> [THE PROBLEM]
All of the entries must be reproduced exactly, with no images carried over.

> [RECORDS TO PROCESS]
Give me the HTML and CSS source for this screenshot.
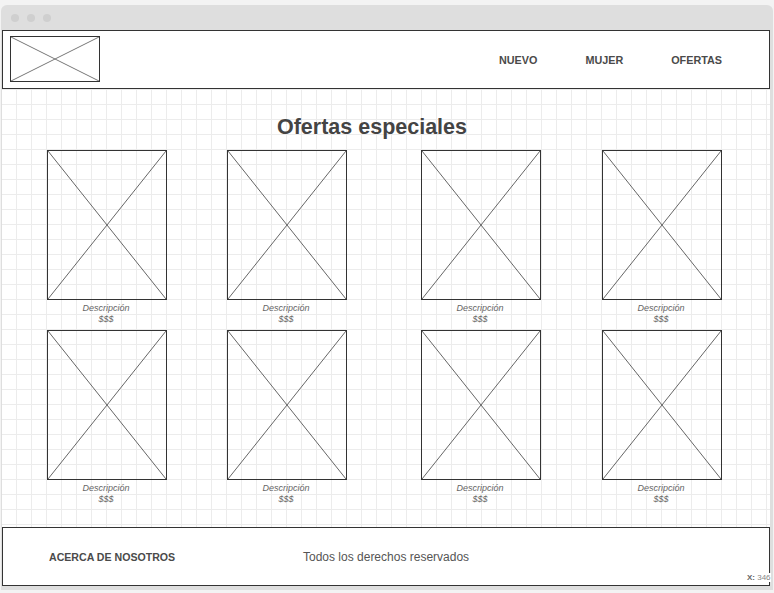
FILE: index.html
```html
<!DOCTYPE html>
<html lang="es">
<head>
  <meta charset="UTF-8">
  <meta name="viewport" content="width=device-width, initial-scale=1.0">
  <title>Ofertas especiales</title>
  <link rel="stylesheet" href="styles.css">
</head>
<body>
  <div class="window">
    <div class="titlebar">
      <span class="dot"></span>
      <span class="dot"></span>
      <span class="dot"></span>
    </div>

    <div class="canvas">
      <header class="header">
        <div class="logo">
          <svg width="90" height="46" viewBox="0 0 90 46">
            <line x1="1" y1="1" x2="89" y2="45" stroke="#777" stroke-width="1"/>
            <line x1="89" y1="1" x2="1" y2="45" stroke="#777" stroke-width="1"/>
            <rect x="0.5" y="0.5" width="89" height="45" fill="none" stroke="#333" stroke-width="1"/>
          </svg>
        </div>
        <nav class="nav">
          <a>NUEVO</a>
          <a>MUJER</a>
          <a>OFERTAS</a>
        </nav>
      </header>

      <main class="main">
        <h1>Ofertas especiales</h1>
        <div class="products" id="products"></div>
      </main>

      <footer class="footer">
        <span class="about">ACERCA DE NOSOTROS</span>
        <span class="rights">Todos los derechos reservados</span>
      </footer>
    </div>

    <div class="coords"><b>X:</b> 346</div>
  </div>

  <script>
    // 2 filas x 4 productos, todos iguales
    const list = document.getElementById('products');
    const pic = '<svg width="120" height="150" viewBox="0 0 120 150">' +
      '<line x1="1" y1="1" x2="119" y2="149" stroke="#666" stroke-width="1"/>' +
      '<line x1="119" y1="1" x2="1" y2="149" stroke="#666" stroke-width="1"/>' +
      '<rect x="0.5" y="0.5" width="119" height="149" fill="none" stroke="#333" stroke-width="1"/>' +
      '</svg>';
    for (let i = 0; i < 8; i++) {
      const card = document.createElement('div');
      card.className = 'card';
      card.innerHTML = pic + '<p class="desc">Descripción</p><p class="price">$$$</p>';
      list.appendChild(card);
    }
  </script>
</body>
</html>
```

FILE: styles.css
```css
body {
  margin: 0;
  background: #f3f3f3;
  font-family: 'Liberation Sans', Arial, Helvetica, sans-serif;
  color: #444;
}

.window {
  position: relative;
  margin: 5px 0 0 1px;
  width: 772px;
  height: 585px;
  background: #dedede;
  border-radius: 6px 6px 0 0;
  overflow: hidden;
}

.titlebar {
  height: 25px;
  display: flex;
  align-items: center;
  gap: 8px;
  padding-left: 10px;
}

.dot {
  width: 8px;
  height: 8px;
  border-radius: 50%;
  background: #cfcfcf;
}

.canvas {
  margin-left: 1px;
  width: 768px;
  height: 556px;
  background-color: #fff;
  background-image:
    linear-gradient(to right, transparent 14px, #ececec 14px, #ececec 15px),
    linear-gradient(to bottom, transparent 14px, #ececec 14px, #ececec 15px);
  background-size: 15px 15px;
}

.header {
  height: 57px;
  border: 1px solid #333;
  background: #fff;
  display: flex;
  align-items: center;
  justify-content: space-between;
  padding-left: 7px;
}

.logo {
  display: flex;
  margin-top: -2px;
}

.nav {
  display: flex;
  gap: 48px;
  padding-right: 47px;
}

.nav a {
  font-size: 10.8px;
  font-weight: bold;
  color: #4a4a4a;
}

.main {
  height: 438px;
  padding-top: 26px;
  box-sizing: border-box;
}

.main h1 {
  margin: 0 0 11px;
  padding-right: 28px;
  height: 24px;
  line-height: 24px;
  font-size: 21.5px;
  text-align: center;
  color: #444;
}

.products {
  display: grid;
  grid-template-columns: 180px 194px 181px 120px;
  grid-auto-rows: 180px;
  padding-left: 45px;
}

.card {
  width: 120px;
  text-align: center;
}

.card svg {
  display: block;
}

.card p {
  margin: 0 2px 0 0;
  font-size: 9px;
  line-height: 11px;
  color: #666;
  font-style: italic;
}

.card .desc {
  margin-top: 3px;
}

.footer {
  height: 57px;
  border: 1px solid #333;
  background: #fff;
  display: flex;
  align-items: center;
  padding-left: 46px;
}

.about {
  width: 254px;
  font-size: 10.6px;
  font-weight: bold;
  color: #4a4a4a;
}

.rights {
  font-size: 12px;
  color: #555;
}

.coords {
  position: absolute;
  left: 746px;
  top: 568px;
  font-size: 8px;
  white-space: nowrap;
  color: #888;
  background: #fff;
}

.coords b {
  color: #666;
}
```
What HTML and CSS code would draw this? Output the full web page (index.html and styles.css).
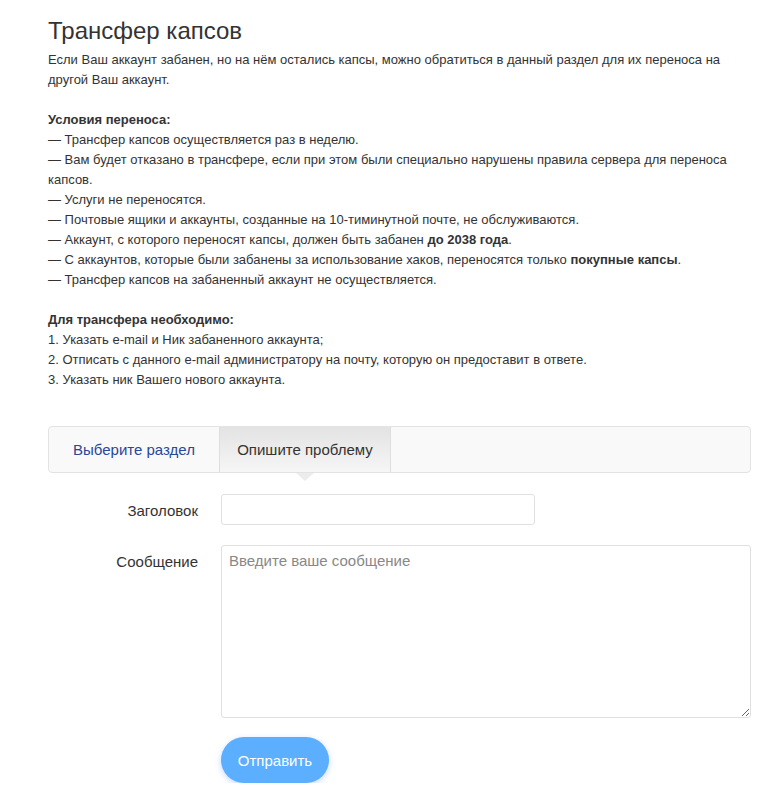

> [TASK SOLUTION]
Give me the HTML and CSS source for this screenshot.
FILE: index.html
```html
<!DOCTYPE html>
<html lang="es">
<head>
  <meta charset="UTF-8">
  <meta name="viewport" content="width=device-width, initial-scale=1.0">
  <title>Ofertas especiales</title>
  <link rel="stylesheet" href="styles.css">
</head>
<body>
  <div class="window">
    <div class="titlebar">
      <span class="dot"></span>
      <span class="dot"></span>
      <span class="dot"></span>
    </div>

    <div class="canvas">
      <header class="header">
        <div class="logo">
          <svg width="90" height="46" viewBox="0 0 90 46">
            <line x1="1" y1="1" x2="89" y2="45" stroke="#777" stroke-width="1"/>
            <line x1="89" y1="1" x2="1" y2="45" stroke="#777" stroke-width="1"/>
            <rect x="0.5" y="0.5" width="89" height="45" fill="none" stroke="#333" stroke-width="1"/>
          </svg>
        </div>
        <nav class="nav">
          <a>NUEVO</a>
          <a>MUJER</a>
          <a>OFERTAS</a>
        </nav>
      </header>

      <main class="main">
        <h1>Ofertas especiales</h1>
        <div class="products" id="products"></div>
      </main>

      <footer class="footer">
        <span class="about">ACERCA DE NOSOTROS</span>
        <span class="rights">Todos los derechos reservados</span>
      </footer>
    </div>

    <div class="coords"><b>X:</b> 346</div>
  </div>

  <script>
    // 2 filas x 4 productos, todos iguales
    const list = document.getElementById('products');
    const pic = '<svg width="120" height="150" viewBox="0 0 120 150">' +
      '<line x1="1" y1="1" x2="119" y2="149" stroke="#666" stroke-width="1"/>' +
      '<line x1="119" y1="1" x2="1" y2="149" stroke="#666" stroke-width="1"/>' +
      '<rect x="0.5" y="0.5" width="119" height="149" fill="none" stroke="#333" stroke-width="1"/>' +
      '</svg>';
    for (let i = 0; i < 8; i++) {
      const card = document.createElement('div');
      card.className = 'card';
      card.innerHTML = pic + '<p class="desc">Descripción</p><p class="price">$$$</p>';
      list.appendChild(card);
    }
  </script>
</body>
</html>
```

FILE: styles.css
```css
body {
  margin: 0;
  background: #f3f3f3;
  font-family: 'Liberation Sans', Arial, Helvetica, sans-serif;
  color: #444;
}

.window {
  position: relative;
  margin: 5px 0 0 1px;
  width: 772px;
  height: 585px;
  background: #dedede;
  border-radius: 6px 6px 0 0;
  overflow: hidden;
}

.titlebar {
  height: 25px;
  display: flex;
  align-items: center;
  gap: 8px;
  padding-left: 10px;
}

.dot {
  width: 8px;
  height: 8px;
  border-radius: 50%;
  background: #cfcfcf;
}

.canvas {
  margin-left: 1px;
  width: 768px;
  height: 556px;
  background-color: #fff;
  background-image:
    linear-gradient(to right, transparent 14px, #ececec 14px, #ececec 15px),
    linear-gradient(to bottom, transparent 14px, #ececec 14px, #ececec 15px);
  background-size: 15px 15px;
}

.header {
  height: 57px;
  border: 1px solid #333;
  background: #fff;
  display: flex;
  align-items: center;
  justify-content: space-between;
  padding-left: 7px;
}

.logo {
  display: flex;
  margin-top: -2px;
}

.nav {
  display: flex;
  gap: 48px;
  padding-right: 47px;
}

.nav a {
  font-size: 10.8px;
  font-weight: bold;
  color: #4a4a4a;
}

.main {
  height: 438px;
  padding-top: 26px;
  box-sizing: border-box;
}

.main h1 {
  margin: 0 0 11px;
  padding-right: 28px;
  height: 24px;
  line-height: 24px;
  font-size: 21.5px;
  text-align: center;
  color: #444;
}

.products {
  display: grid;
  grid-template-columns: 180px 194px 181px 120px;
  grid-auto-rows: 180px;
  padding-left: 45px;
}

.card {
  width: 120px;
  text-align: center;
}

.card svg {
  display: block;
}

.card p {
  margin: 0 2px 0 0;
  font-size: 9px;
  line-height: 11px;
  color: #666;
  font-style: italic;
}

.card .desc {
  margin-top: 3px;
}

.footer {
  height: 57px;
  border: 1px solid #333;
  background: #fff;
  display: flex;
  align-items: center;
  padding-left: 46px;
}

.about {
  width: 254px;
  font-size: 10.6px;
  font-weight: bold;
  color: #4a4a4a;
}

.rights {
  font-size: 12px;
  color: #555;
}

.coords {
  position: absolute;
  left: 746px;
  top: 568px;
  font-size: 8px;
  white-space: nowrap;
  color: #888;
  background: #fff;
}

.coords b {
  color: #666;
}
```
What HTML and CSS code would draw this? Output the full web page (index.html and styles.css).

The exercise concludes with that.